Redrawing the Trade Map: From the Baltic to the Black Sea
If Peter the Great had oriented Russia toward the Baltic, Catherine turned her gaze south, and in doing so, fundamentally altered the empire’s commercial gravity. Her two wars against the Ottoman Empire (1768–1774 and 1787–1792) were not purely military campaigns; they were trade wars by other means. The resulting treaties, particularly the Treaty of Küçük Kaynarca (1774), secured direct Russian access to the Black Sea and the right for Russian merchant vessels to navigate the Dardanelles. This opened a new artery for southern grain, which was becoming an increasingly critical global commodity.

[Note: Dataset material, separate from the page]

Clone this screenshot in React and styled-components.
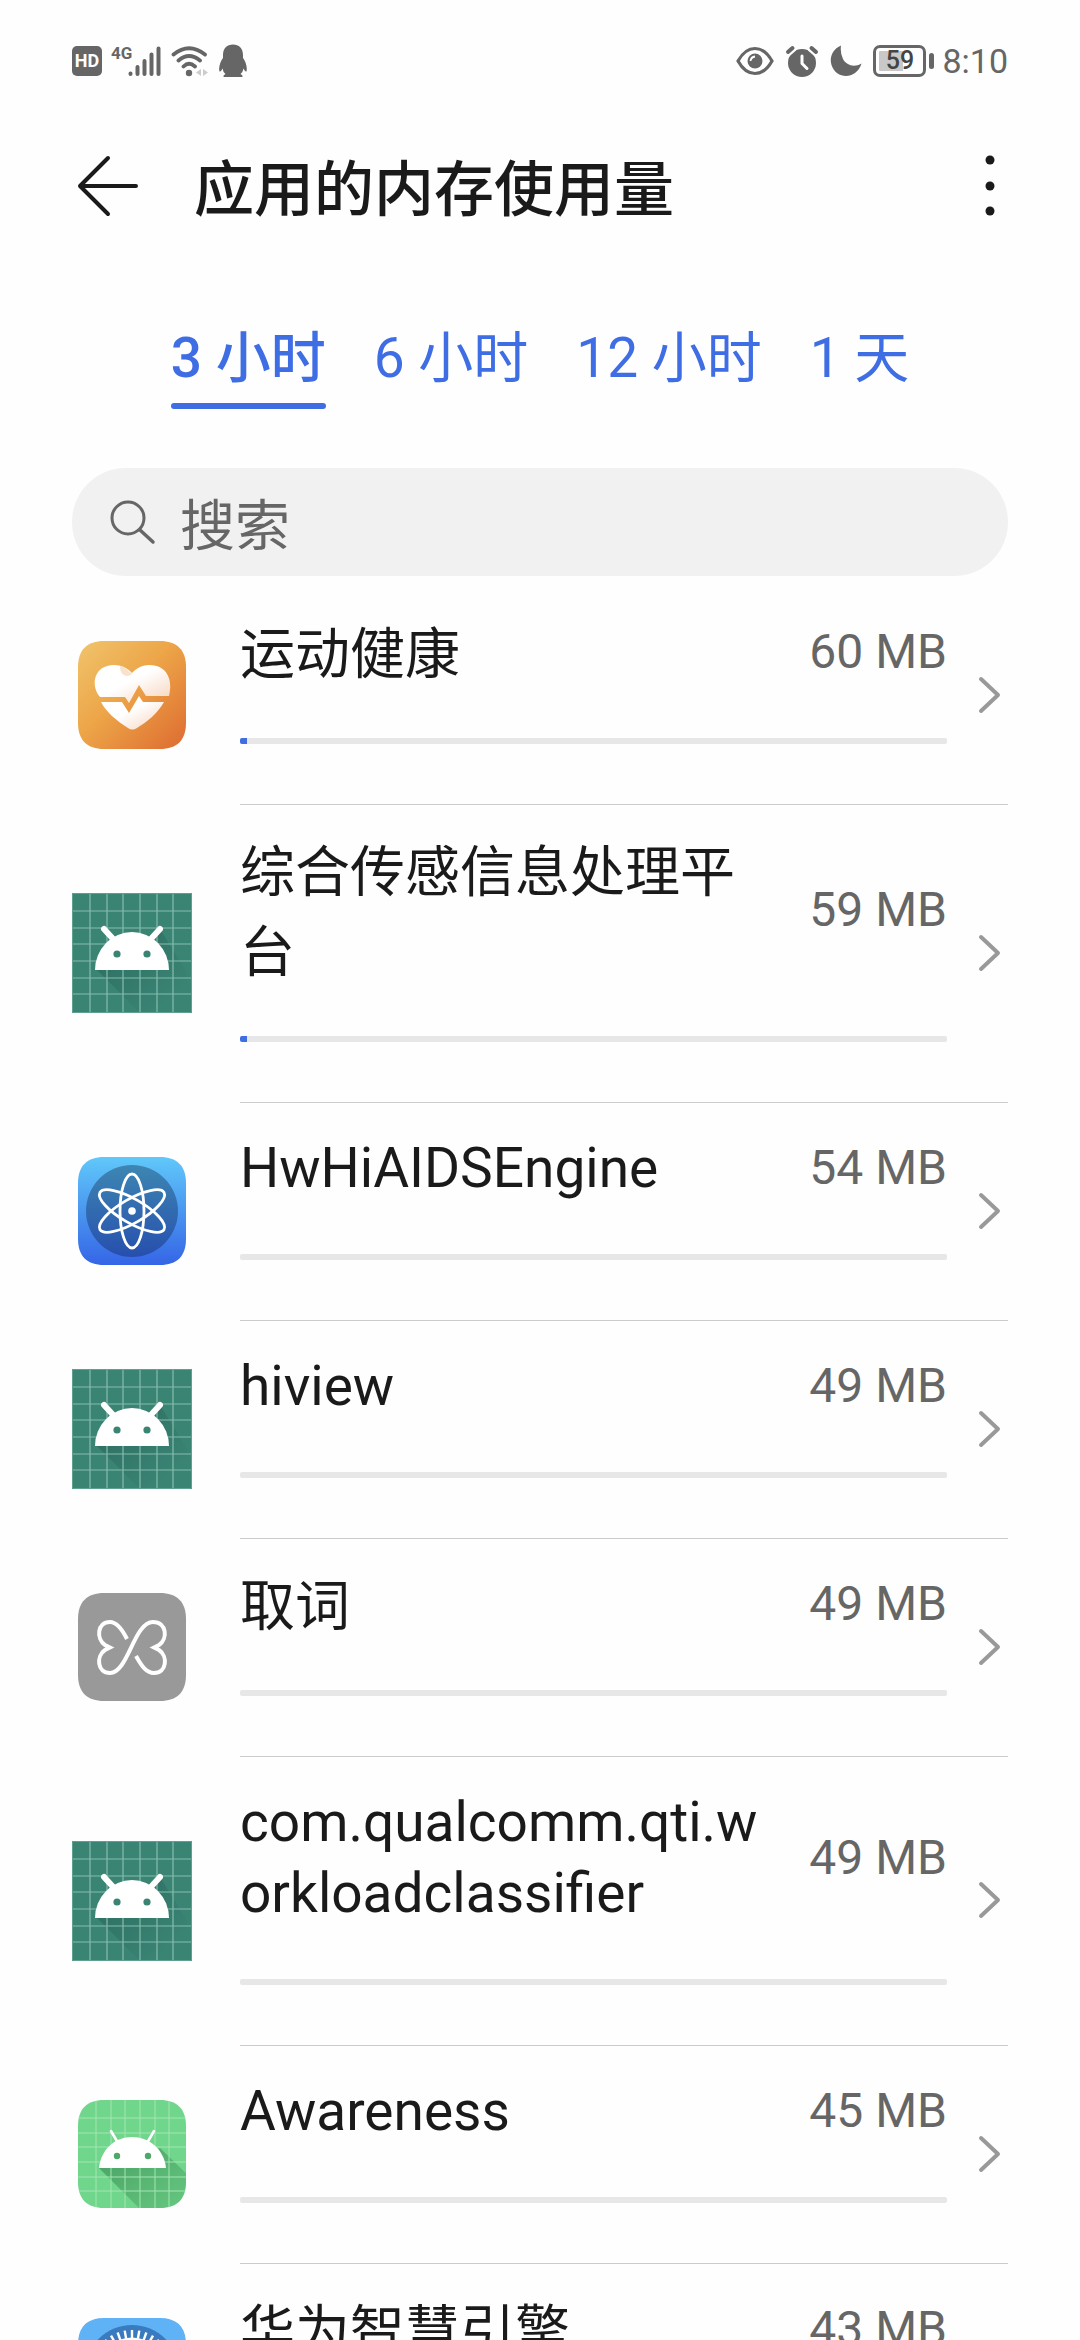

The Grain Boom and the Founding of Odessa
The fertile black-earth belt of Ukraine and southern Russia had long produced surpluses, but the absence of ports had condemned that abundance to be consumed locally or fed to livestock. Catherine’s admiralty and tax incentives encouraged noblemen to transform these southern steppes into commercial wheat farms. To channel this production, the empress championed the founding of new cities. Kherson was established in 1778, Sevastopol in 1783, and, most famously, Odessa in 1794 under the watch of French émigré engineers. These were not just bastions of imperial power but nodes of global trade, drawing Greek, Genoese, and Jewish merchants who connected Russian grain with the hungry cities of the Mediterranean and Western Europe. The value of Russian exports more than tripled over the course of Catherine’s reign, with iron, flax, and wheat forming the holy trinity of the imperial balance of trade.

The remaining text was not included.